M. BIZIMUNGU, Chef de la composante Police de la MINUSCA, répondant à une question de l’Équateur relative à la formation de la police en matière d’investigation criminelle, a mentionné les cours spécialisés dans différents domaines. L’autre moyen de renforcement des capacités est la « colocation », a‑t‑il indiqué, expliquant qu’il s’agit pour la police des Nations Unies de travailler avec la police et la gendarmerie nationales dans leurs propres locaux. En cas de surpopulation carcérale, a‑t‑il souligné, tout en mettant l’accent sur l’importance d’un traitement respectueux, la police des Nations Unies peut offrir des conseils concernant les personnes incarcérées à tort et aider à leur libération.
Mme FOSSEN, commissaire de police au sein de la MINUSS, a tout d’abord répondu à la question du représentant de l’Équateur sur la façon dont la protection des civils peut être améliorée. Elle a souligné que le soutien et la reconnaissance du rôle de la police par le Conseil de sécurité est crucial et doit s’étendre au-delà du volet strictement militaire. Dans les camps de déplacés, « nous avons besoin, pour protéger les civils, de femmes qualifiées » qui travaillent et dialoguent avec les communautés locales et les femmes vulnérables, comme cela a été le cas par exemple au Soudan du Sud, a‑t‑elle expliqué. La reconnaissance de la parité est aussi essentielle, a‑t‑elle poursuivi, en suggérant que davantage d’équipements adaptés soient fournis aux femmes qui participent aux opérations de terrain, afin que leurs besoins et leur sécurité soient garantis. Elle a en outre insisté sur le rôle décisif de la formation des policiers au travail avec les communautés.
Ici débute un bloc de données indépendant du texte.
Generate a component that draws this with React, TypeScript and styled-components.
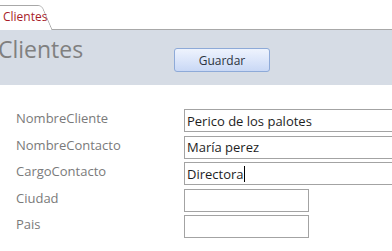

S’agissant de la question de la représentante de Malte sur le renforcement des capacités pour créer des programmes pérennes, elle a souligné l’importance d’un travail commun avec les autorités locales et nationales, en notant que « ce qui compte, c’est ce que nous laissons derrière nous ». Elle a conclu en rappelant que le rétablissement de l’état de droit dans les pays concernés est « une chaîne » dont chaque maillon, qu’il s’agisse de la justice, de la gouvernance ou de la police elle-même, contribue à assurer la pérennité des programmes.
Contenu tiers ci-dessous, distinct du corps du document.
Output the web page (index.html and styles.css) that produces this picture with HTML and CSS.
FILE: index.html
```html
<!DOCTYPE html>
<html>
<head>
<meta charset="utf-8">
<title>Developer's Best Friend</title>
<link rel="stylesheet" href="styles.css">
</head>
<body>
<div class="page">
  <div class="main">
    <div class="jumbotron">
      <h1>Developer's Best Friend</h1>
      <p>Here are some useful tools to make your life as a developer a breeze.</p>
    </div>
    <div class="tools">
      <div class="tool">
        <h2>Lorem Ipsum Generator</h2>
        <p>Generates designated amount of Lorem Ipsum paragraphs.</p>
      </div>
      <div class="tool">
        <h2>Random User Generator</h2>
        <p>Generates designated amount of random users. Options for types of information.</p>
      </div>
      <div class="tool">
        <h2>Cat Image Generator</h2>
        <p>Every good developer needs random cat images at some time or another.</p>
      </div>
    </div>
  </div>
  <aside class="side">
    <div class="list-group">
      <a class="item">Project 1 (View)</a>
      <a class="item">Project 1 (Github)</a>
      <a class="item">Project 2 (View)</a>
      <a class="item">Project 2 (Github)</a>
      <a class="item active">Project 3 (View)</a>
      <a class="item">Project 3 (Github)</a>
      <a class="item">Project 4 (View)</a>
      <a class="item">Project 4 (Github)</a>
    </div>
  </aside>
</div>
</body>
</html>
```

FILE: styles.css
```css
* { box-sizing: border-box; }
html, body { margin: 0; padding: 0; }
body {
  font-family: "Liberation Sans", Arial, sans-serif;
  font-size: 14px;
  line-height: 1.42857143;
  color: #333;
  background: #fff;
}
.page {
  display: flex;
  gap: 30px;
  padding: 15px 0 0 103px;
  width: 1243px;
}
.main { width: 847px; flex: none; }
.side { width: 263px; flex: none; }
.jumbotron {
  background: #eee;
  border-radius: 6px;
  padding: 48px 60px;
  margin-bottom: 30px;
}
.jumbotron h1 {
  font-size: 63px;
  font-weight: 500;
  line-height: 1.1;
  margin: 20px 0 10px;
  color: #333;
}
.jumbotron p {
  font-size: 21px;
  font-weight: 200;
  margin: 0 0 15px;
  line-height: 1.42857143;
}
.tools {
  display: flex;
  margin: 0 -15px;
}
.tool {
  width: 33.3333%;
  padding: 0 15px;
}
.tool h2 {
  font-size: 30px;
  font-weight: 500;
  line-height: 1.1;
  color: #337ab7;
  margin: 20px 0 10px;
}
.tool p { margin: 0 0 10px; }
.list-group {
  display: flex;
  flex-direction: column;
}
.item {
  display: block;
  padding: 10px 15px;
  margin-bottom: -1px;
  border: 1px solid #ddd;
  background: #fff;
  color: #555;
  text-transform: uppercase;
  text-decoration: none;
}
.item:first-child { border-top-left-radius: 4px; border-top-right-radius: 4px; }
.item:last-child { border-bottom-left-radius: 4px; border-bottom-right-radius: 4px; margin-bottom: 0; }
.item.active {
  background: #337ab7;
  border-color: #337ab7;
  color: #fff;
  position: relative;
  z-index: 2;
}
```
Reprenant la parole, M. SHAHKAR, Conseiller pour la police des Nations Unies, a mis en exergue le rôle de la police des Nations Unies dans le cadre des transitions, en appelant à réfléchir à sa présence prolongée dans certains cas. Sur la criminalité organisée, il a expliqué que la police des Nations Unies se concentre sur une réponse cohérente en coopération avec les forces de police locales. Il a plaidé pour une implication le plus tôt possible de la police des Nations Unies dans des zones où pourraient éclater un conflit. Pour ce qui est du renforcement des capacités, M. Shahkar a fait valoir que cela dépend autant de volonté politique et de budgets adéquats, plaidant pour le soutien du Conseil de sécurité à cet égard. En dernier lieu, il a invité le Conseil de réfléchir à la pérennisation des acquis après le départ des missions.